The prompt surrender of the city had saved it from serious damage, so it remains notably well-preserved today.

Early war years
The early history of New Orleans was one of uninterrupted growth. In the 1850 census, New Orleans ranked as the 6th largest city in the United States, with a population reported as 168,675. It was the only city in the South with over 100,000 people. By 1840 New Orleans had the largest slave market in the nation, which contributed greatly to its wealth. During the antebellum years, two-thirds of the more than one million slaves who moved from the Upper South in forced migration to the Deep South were taken in the slave trade. Estimates are that the slaves generated an ancillary economy valued at 13.5 percent of the price per person, generating tens of billions of dollars through the years.

Antebellum New Orleans was the commercial heart of the Deep South, with cotton comprising fully half of the estimated $156,000,000 (in 1857 dollars) exports, followed by tobacco and sugar. Over half of all the cotton grown in the U.S. passed through the port of New Orleans (1.4 million bales), fully three times more than at the second-leading port of Mobile. The city also boasted a number of Federal buildings, including the New Orleans Mint, a branch of the United States Mint, and the U.S. Custom House.

Louisiana voted to secede from the Union on January 22, 1861. On January 29, the Secession Convention reconvened in New Orleans (it had earlier met in Baton Rouge) and passed an ordinance that allowed Federal employees to remain in their posts, but as employees of the state of Louisiana. In March, Louisiana ratified the Constitution of the Confederate States. The New Orleans Mint was seized; it was used during 1861 to produce Confederate coinage, particularly half-dollars. Since the dies were not changed, these are indistinguishable from 1861-O (the raised O indicating New Orleans) halves minted by the U.S. government. (Using a different reverse die, an unknown number of true Confederate half-dollars were minted, before the silver bullion ran out. See New Orleans Mint.)

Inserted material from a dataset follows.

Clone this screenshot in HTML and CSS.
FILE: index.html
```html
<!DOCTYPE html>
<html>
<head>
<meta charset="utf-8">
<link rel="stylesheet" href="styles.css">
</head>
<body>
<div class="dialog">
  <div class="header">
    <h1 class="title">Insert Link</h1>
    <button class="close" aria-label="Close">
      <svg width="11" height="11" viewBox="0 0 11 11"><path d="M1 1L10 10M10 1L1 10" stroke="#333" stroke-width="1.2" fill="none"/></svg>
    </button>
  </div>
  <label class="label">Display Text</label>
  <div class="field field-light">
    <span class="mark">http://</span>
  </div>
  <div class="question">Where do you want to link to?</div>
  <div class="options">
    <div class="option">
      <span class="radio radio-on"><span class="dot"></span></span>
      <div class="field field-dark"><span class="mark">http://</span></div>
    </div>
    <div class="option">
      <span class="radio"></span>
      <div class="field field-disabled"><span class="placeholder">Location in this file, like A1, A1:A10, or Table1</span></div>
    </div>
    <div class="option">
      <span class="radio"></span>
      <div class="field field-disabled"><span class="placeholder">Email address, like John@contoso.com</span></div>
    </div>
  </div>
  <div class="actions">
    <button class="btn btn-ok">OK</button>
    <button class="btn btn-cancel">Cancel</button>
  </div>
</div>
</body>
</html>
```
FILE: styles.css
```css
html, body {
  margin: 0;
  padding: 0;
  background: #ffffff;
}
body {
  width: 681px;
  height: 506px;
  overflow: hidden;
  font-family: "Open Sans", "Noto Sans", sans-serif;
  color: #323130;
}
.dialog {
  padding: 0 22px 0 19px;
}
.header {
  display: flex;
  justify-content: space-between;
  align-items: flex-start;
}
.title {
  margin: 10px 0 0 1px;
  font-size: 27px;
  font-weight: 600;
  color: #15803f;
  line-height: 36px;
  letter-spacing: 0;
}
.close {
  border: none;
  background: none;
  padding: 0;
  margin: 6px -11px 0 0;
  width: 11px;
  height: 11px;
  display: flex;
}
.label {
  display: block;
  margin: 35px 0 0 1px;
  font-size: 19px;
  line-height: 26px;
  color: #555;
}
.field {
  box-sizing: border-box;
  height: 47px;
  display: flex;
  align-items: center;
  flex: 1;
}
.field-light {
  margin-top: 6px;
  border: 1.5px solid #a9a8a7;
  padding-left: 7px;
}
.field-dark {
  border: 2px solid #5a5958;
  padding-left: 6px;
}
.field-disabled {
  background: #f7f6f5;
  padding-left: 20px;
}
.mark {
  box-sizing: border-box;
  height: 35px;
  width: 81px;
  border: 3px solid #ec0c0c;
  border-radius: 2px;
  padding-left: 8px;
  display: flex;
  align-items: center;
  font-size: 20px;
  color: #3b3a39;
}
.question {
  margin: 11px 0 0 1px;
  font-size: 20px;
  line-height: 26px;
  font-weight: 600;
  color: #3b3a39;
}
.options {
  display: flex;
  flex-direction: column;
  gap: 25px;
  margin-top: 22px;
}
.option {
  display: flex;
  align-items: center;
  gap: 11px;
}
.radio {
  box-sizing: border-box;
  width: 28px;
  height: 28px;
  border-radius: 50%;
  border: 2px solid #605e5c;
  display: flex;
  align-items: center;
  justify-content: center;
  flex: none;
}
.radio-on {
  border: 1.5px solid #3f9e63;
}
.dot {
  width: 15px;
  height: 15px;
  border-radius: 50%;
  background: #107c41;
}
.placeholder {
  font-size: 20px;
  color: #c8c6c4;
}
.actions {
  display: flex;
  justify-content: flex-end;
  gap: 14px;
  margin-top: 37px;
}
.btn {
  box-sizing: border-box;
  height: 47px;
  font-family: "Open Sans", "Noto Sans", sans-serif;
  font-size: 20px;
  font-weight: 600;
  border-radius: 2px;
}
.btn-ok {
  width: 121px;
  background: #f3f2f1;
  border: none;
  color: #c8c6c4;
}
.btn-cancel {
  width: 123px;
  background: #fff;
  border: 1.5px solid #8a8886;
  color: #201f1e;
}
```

New Orleans soon became a major source of troops, armament, and supplies to the Confederate States Army. Among the early responders to the call for troops was the "Washington Artillery," a pre-war militia artillery company that later formed the nucleus of a battalion in the Army of Northern Virginia. In January 1862, men from the free black community of New Orleans formed a regiment of Confederate soldiers called the Louisiana Native Guard. Although they were denied battle participation, the Confederates used the Guard to defend various entrenchments around New Orleans. Several area residents soon rose to prominence in the Confederate States Army, including P.G.T. Beauregard, Braxton Bragg, Albert G. Blanchard, and Harry T. Hays, the commander of the famed Louisiana Tigers infantry brigade which included a large contingent of Irish American New Orleanians.

The city was initially the site of a Confederate States Navy ordnance depot. New Orleans shipfitters produced some innovative warships, including the CSS Manassas (an early ironclad), as well as two submarines (the Bayou St. John submarine and the Pioneer) which did not see action before the fall of the city. The Confederate Navy actively defended the lower reaches of the Mississippi River, during the Battle of the Head of Passes.

Early in the Civil War, New Orleans became a prime target for the Union Army and Navy. The U.S. War Department planned a major attack to seize control of the city and its vital port, to choke off a major source of income and supplies for the fledgling Confederacy.

Fall of New Orleans

The political and commercial importance of New Orleans, as well as its strategic position, marked it out as the objective of a Union expedition soon after the opening of the Civil War. Captain David Farragut was selected by the Union government for the command of the West Gulf Blockading Squadron in January 1862. The four heavy ships of his squadron (none of them armored) were, with many difficulties, brought to the Gulf Coast and the Lower Mississippi River. Around them assembled nineteen smaller vessels (mostly gunboats) and a flotilla of twenty mortar boats under Commander David Dixon Porter.

The main defenses of the Mississippi River consisted of two permanent forts, Fort Jackson and Fort St. Philip, along with numerous small auxiliary fortifications. The two forts were of masonry and brick construction, armed with heavy rifled guns as well as smoothbores and located on either river bank to command long stretches of the river and the surrounding flats. In addition, the Confederates had some improvised ironclads and gunboats, large and small, but these were outnumbered and outgunned by the Union Navy fleet.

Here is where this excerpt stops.